Гриня утверждал, что это красиво. То же мне, нашел картину в художественной галерее… Разве может вызвать восхищение трава, похожая на колючую проволоку? Другое дело банды из Фавел. На их спинах красовались разноцветные волки и тигры, летающие драконы, хищные рыси. Вот где настоящее искусство! Жаль, что в сезон дождей их скрывала одежда.
Малажские ватажники были единственными, кто избегал отметок на теле. Легендарный атаман Малага называл подобное украшательство бесчестием для православного человека. Сам наколок не имел и того же требовал от других. Ходили слухи, что однажды рассвирепевший атаман срезал лоскут кожи с плеча подчиненного. Схватил нож и полоснул прямо на живую, отодрав вместе с изрядным куском плоти. Что и говорить, лютым зверем был Малага. Ушел рано, но память о себе оставил крепкую…
Гринька словно прочитав мои мысли задрал рукав - залюбовался предплечьем, таким же худым и мосластым, как и он сам.

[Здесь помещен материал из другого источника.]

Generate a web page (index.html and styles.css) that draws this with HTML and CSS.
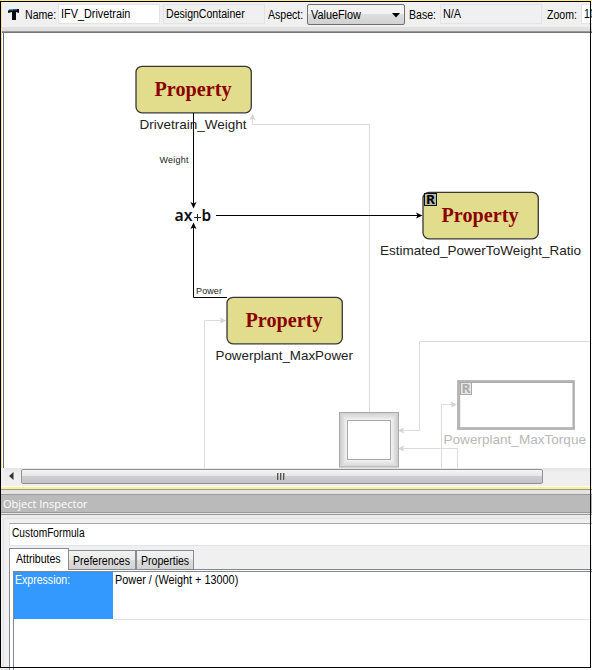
FILE: index.html
```html
<!DOCTYPE html>
<html lang="en">
<head>
<meta charset="utf-8">
<title>IFV_Drivetrain</title>
<link rel="stylesheet" href="styles.css">
</head>
<body>
<div class="window">
  <section class="editor">
    <header class="toolbar">
      <svg class="logo" width="12" height="12" viewBox="0 0 12 12"><path d="M0 4V2Q1 0 3 0H11V4L8 3V11H4V3L0 4Z" fill="#080b12"/><path d="M1 .7H5" stroke="#2caaa0" stroke-width="1.4"/><path d="M5 .7H9" stroke="#295aa8" stroke-width="1.4"/></svg>
      <span class="label name-label"><span class="t">Name:</span></span>
      <div class="field name"><span class="t wide">IFV_Drivetrain</span></div>
      <div class="field kind"><span class="t">DesignContainer</span></div>
      <span class="label aspect-label"><span class="t">Aspect:</span></span>
      <div class="select"><span class="t wide">ValueFlow</span><svg width="8" height="5" viewBox="0 0 8 5"><path d="M0 0H8L4 4.5Z"/></svg></div>
      <span class="label base-label"><span class="t">Base:</span></span>
      <div class="field base"><span class="t wide">N/A</span></div>
      <span class="label zoom-label"><span class="t">Zoom:</span></span>
      <div class="field zoom"><span class="t">100%</span></div>
    </header>
    <div class="toolbar-edge"></div>
    <main class="canvas">
      <svg width="588" height="435" viewBox="3 33 588 435">
        <defs>
          <linearGradient id="v" x2="0" y2="1"><stop stop-color="#cfcfcf"/><stop offset=".14" stop-color="#f5f5f5"/><stop offset=".86" stop-color="#f5f5f5"/><stop offset="1" stop-color="#d2d2d2"/></linearGradient>
          <linearGradient id="l"><stop stop-color="#cbcbcb"/><stop offset="1" stop-color="#fafafa"/></linearGradient>
          <linearGradient id="r"><stop stop-color="#fafafa"/><stop offset="1" stop-color="#cbcbcb"/></linearGradient>
        </defs>
        <path d="M3.500 33V468" stroke="#6b6b73"/>
        <g class="faint-line">
          <path d="M369.500 413V124.500H252.500V116"/>
          <path d="M204.500 468V320.500H225"/>
          <path d="M592 341.500H419.500V430.500H400"/>
          <path d="M457.500 468V448.500H400"/>
          <path d="M441.500 468V404.500H456"/>
        </g>
        <g class="faint-arrow">
          <path d="M252.500 114L255.500 120L252.500 119L249.500 120Z"/>
          <path d="M226 320.500L220 317.500L221 320.500L220 323.500Z"/>
          <path d="M398 430.500L404 427.500L403 430.500L404 433.500Z"/>
          <path d="M398 448.500L404 445.500L403 448.500L404 451.500Z"/>
          <path d="M457 404.500L451 401.500L452 404.500L451 407.500Z"/>
        </g>
        <g class="property">
          <rect x="136" y="66.300" width="115.300" height="46.500" rx="6"/>
          <rect x="227" y="297.300" width="115.300" height="46.500" rx="6"/>
          <rect x="423" y="192.300" width="115.300" height="46.500" rx="6"/>
          <text x="154.500" y="96" textLength="77" lengthAdjust="spacingAndGlyphs">Property</text>
          <text x="245.500" y="327" textLength="77" lengthAdjust="spacingAndGlyphs">Property</text>
          <text x="441.500" y="222" textLength="77" lengthAdjust="spacingAndGlyphs">Property</text>
        </g>
        <g class="caption">
          <text x="139.500" y="128.500" textLength="107" lengthAdjust="spacingAndGlyphs">Drivetrain_Weight</text>
          <text x="215.500" y="359.500" textLength="137.500" lengthAdjust="spacingAndGlyphs">Powerplant_MaxPower</text>
          <text x="380" y="254.500" textLength="201" lengthAdjust="spacingAndGlyphs">Estimated_PowerToWeight_Ratio</text>
          <text class="dim" x="443.500" y="443.500" textLength="142.500" lengthAdjust="spacingAndGlyphs">Powerplant_MaxTorque</text>
        </g>
        <g class="port">
          <text x="159.500" y="163" textLength="29">Weight</text>
          <text x="196" y="294" textLength="26">Power</text>
        </g>
        <g class="wire">
          <path d="M193.500 113V207"/>
          <path d="M227 297.500H193.500V224"/>
          <path d="M216 215.500H421"/>
        </g>
        <g class="arrow">
          <path d="M193.500 208.500L190.500 202L193.500 203.500L196.500 202Z"/>
          <path d="M193.500 222.500L190.500 229L193.500 227.500L196.500 229Z"/>
          <path d="M422.500 215.500L416 212.500L417.500 215.500L416 218.500Z"/>
        </g>
        <text class="formula" x="174.500" y="221" textLength="18" lengthAdjust="spacingAndGlyphs">ax</text>
        <path d="M194 217.500H201M197.500 214V221" stroke="#222"/>
        <text class="formula" x="201.500" y="221">b</text>
        <rect x="424.500" y="193.500" width="12" height="12" fill="#b7b9ae" stroke="#111"/>
        <text class="ref" x="426" y="204" textLength="9" lengthAdjust="spacingAndGlyphs">R</text>
        <rect x="458" y="381" width="116" height="48" fill="#dedede" stroke="#aaa" stroke-width="1.600"/>
        <rect x="459.700" y="382.500" width="113.300" height="45.300" fill="#fff" stroke="#aaa"/>
        <rect x="460.500" y="382.500" width="11" height="12" fill="#e6e6e6" stroke="#aaa"/>
        <text class="ref off" x="461.500" y="393" textLength="9" lengthAdjust="spacingAndGlyphs">R</text>
        <rect x="340" y="413" width="58" height="54" fill="url(#v)"/>
        <path d="M340 413L348 421V459L340 467Z" fill="url(#l)"/>
        <path d="M398 413L390 421V459L398 467Z" fill="url(#r)"/>
        <rect x="339.500" y="412.500" width="59" height="54.500" fill="none" stroke="#aaa"/>
        <rect x="347.500" y="420.500" width="43" height="39" fill="#fff" stroke="#a8a8a8"/>
      </svg>
    </main>
    <div class="scrollbar">
      <svg class="prev" width="5" height="8" viewBox="0 0 5 8"><path d="M4.500 0V8L0 4Z" fill="#333"/></svg>
      <div class="thumb"><i></i><i></i><i></i></div>
    </div>
    <div class="scroll-edge"></div>
  </section>
  <div class="splitter"></div>
  <section class="inspector">
    <h1><span>Object Inspector</span></h1>
    <div class="gap"></div>
    <div class="panel">
      <div class="object-name"><span class="t slim">CustomFormula</span></div>
      <nav class="tabs">
        <div class="tab active"><span class="t">Attributes</span></div>
        <div class="tab prefs"><span class="t">Preferences</span></div>
        <div class="tab props"><span class="t">Properties</span></div>
      </nav>
      <div class="sheet">
        <div class="grid">
          <div class="key"><span class="t">Expression:</span></div>
          <div class="value"><span class="t wide">Power / (Weight + 13000)</span></div>
        </div>
      </div>
    </div>
  </section>
  <div class="frame"></div>
</div>
</body>
</html>
```

FILE: styles.css
```css
* { box-sizing: border-box; }
body { margin: 0; background: #fff; }
.window {
  position: relative; width: 592px; height: 670px; overflow: hidden;
  font: 12px/14px "Liberation Sans", Arial, sans-serif; color: #000; background: #f0f0f0;
}
.frame { position: absolute; left: 0; top: 1px; width: 591px; height: 667px; border: 1px solid #000; }
.t { display: inline-block; white-space: nowrap; transform: scaleX(.88); transform-origin: 0 50%; }
.t.wide { transform: scaleX(.905); }
.t.slim { transform: scaleX(.85); }

.editor { height: 490px; padding-left: 1px; border-top: 1px solid #fde983; }
.toolbar { display: flex; height: 26px; padding: 3px 0 0 7px; background: #f0f0f0; overflow: hidden; border-left: 1px solid #fde28b; }
.logo { flex: none; margin: 5px 5px 0 -1px; }
.label { flex: none; height: 20px; line-height: 22px; }
.name-label { width: 33px; }
.field { flex: none; height: 20px; padding: 1px 0 0 2px; border: 1px solid #e1e3e9; line-height: 17px; background: #f0f0f0; }
.name { width: 102px; background: #fff; }
.kind { width: 102px; margin-left: 3px; }
.aspect-label { width: 39px; margin-left: 3px; }
.select {
  flex: none; display: flex; align-items: center; justify-content: space-between; width: 98px; height: 21px;
  padding: 1px 4px 0 3px; border: 1px solid #707070; border-radius: 2px; background: linear-gradient(#f3f3f3 48%, #dedede 50%, #d1d1d1);
}
.base-label { width: 31px; margin-left: 4px; }
.base { width: 102px; }
.zoom-label { width: 34px; margin-left: 5px; }
.zoom { width: 50px; background: #fff; }
.toolbar-edge { height: 6px; border-left: 1px solid #fde28b; background: linear-gradient(#e0e0e0 4px, #999 4px 5px, #777 5px); }
.canvas { height: 435px; border-left: 1px solid #fde28b; background: #fff; }
.canvas svg { display: block; margin-left: 1px; }

.faint-line { fill: none; stroke: #dcdcdc; }
.faint-arrow { fill: #d4d4d4; }
.property rect { fill: #e2dd8d; stroke: #373737; stroke-width: 1.3; }
.property text { font: bold 20px "Liberation Serif", serif; fill: #8b0000; }
.caption { font-size: 13.5px; fill: #222; }
.caption .dim { fill: #b8b8b8; }
.port { font-size: 9px; fill: #222; }
.wire { fill: none; stroke: #000; }
.arrow { fill: #000; }
.formula { font: 600 15.5px "Noto Sans", sans-serif; fill: #111; }
.ref { font: bold 11.5px "Noto Sans", sans-serif; fill: #000; }
.ref.off { fill: #aaa; }

.scrollbar { display: flex; height: 17px; margin-left: 3px; padding: 1px 0; background: linear-gradient(#e5e5e5, #efefef 5px); }
.prev { flex: none; margin: 3px 7px 0 5px; }
.thumb {
  display: flex; justify-content: center; align-items: center; gap: 1px; width: 522px; height: 15px;
  padding-right: 3px; border: 1px solid #929292; border-radius: 2px; background: linear-gradient(#f5f5f5, #e6e6e8 45%, #cfcfd1 50%, #c3c3c5);
}
.thumb i { width: 2px; height: 7px; border-left: 1px solid #555; border-right: 1px solid #aaa; }
.scroll-edge { height: 5px; background: linear-gradient(#f0f0f0 1px, #fff 1px 2px, #fdf08a 2px 4px, #999 4px); }
.splitter { height: 4px; background: #e3e3e3; }

.inspector h1 {
  height: 19px; margin: 0; padding-left: 3px; border-top: 1px solid #999; border-bottom: 1px solid #999;
  background: #bababa; color: #fff; font: 11px/18px "Open Sans", sans-serif;
}
.gap { height: 5px; background: linear-gradient(#e4e4e4 1px, #999 1px 2px, #ebebeb 2px); }
.panel { height: 152px; margin-left: 3px; padding: 4px 0 0 5px; border: 1px solid #e5e0e0; border-right: 0; background: #f0f0f0; }
.object-name { height: 23px; padding: 2px 0 0 2px; border: 1px solid #e2e3ea; border-top-color: #a5a5aa; border-right: 0; background: #fff; }
.tabs { display: flex; align-items: flex-end; height: 23px; }
.tab { height: 19px; padding: 3px 0 0 4px; border: 1px solid #898c95; border-bottom: 0; background: linear-gradient(#f2f2f2, #eaeaea 48%, #dcdcdc 52%, #d2d2d2); }
.tab.active { z-index: 1; width: 60px; height: 22px; margin-bottom: -1px; padding: 3px 0 0 6px; background: #fff; }
.prefs { width: 67px; border-left: 0; }
.props { width: 58px; }
.sheet { height: 110px; padding: 1px 0 0 3px; border: 1px solid #808790; border-right: 0; background: #fff; }
.grid { display: flex; height: 108px; border: 1px solid #808790; border-right: 0; align-items: flex-start; }
.key { width: 99px; height: 47px; padding: 1px 0 0 1px; background: #3399ff; color: #fff; }
.value { flex: 1; height: 48px; padding: 1px 0 0 2px; border-bottom: 1px solid #e2e2e2; }
```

Видимо воображал, как будут смотреться колючки лозы на его коже. Пришлось нарушить его мечтания.
- Про фант помнишь?
Лицо приятеля приобрело капризное выражение. Ух, как оно меня раздражало. Недовольный Гриня вечно оттопыривал нижнюю губу, становясь похожим на ребенка. Но он-то не ребенок – взрослый пацан!
- Сегодня не могу, у меня до обеда чистопись.
- Ты обещал!
- Да говорю же – не могу! С утра занятия, а после отец просил помочь.
- Значит слова своего не держишь.
- Да причем здесь это, - затараторил Гриня. Он набрал было в грудь воздуха, собираясь привести кучу доводов в собственную защиту, но я слушать не стал. Бросив в лицо обидное «трепло», зашагал прочь по улице.
По поводу случившегося не переживал, потому как знал Гриньку. Погруженный в уголовную романтику, он обязательно передумает. Насмотрелся боевиков о благородных бандитах и вообразил, что в реальной жизни также. Что стригуны следуют непреложному кодексу правил и нет для них худшего зашквара, чем считаться треплом.
Гринька догнал меня спустя три дома. Пришлось приложить немало усилий, чтобы сдержать смех. Видок у приятеля был еще тот: весь взъерошенный, с алыми пятнами, особенно ярко выделявшимися на белой, покрытой веснушками коже.
Эх, Гринька-Гринька! Не удивительно, что рыжие сестрицы из тебя веревки вьют, хоть ты и старше их по возрасту.